Setting aside the pain, however, is not synonymous with forgetting it. Morris made his NFL debut during the most successful season in franchise history, but he can still recount every painful moment from that year.
"We didn't win every game around here in 2002," said Morris, who was a defensive quality control coach during that championship season. "We had four losses, and I still remember every one of them right now. I felt like the Pittsburgh Steelers beat the heck out of us that year and there was no way we were winning the Super Bowl. That was probably one of the most miserable games of my career."

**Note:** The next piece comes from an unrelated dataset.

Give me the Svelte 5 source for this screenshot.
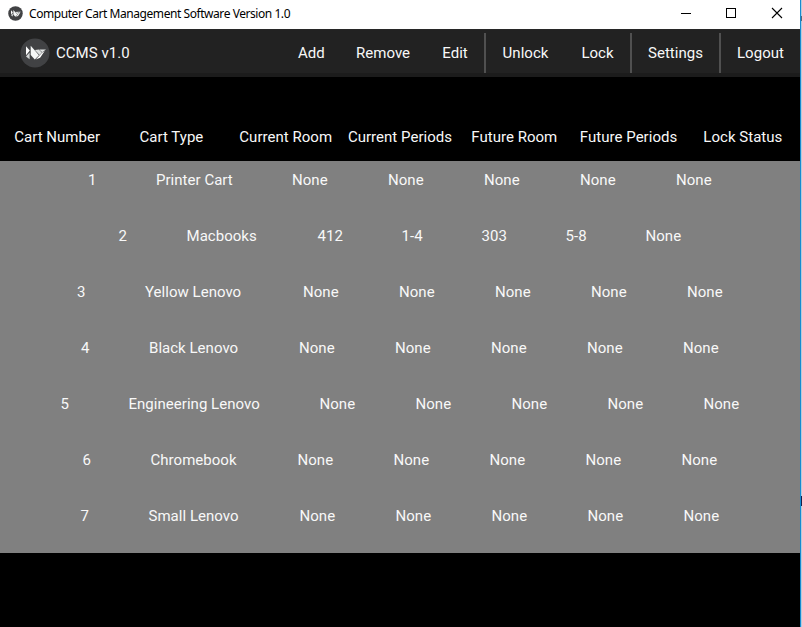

Like the Bucs did after that 17-7 December loss, Morris moves on. That's the message he emphasizes to players, too.
"He preaches confidence," receiver Michael Clayton said. "If you drop a ball, if you mess up, you just make up for it. He doesn't curse you out. It's not about that with him. It's about moving on. You have to be strategic with that stuff."
Said Morris: "I can take criticism, man. You can't control people's opinions. My friends used to ask me when I was an assistant, 'Hey, aren't you mad about the game?' Yeah, I'm mad, but this is life, man. You have to move on.
"I go back to when I was little. When I think back to that, I was the cat who, no matter how big you were, I wasn't running. At some point, I was going to catch you slipping. And that has to be our mentality right now."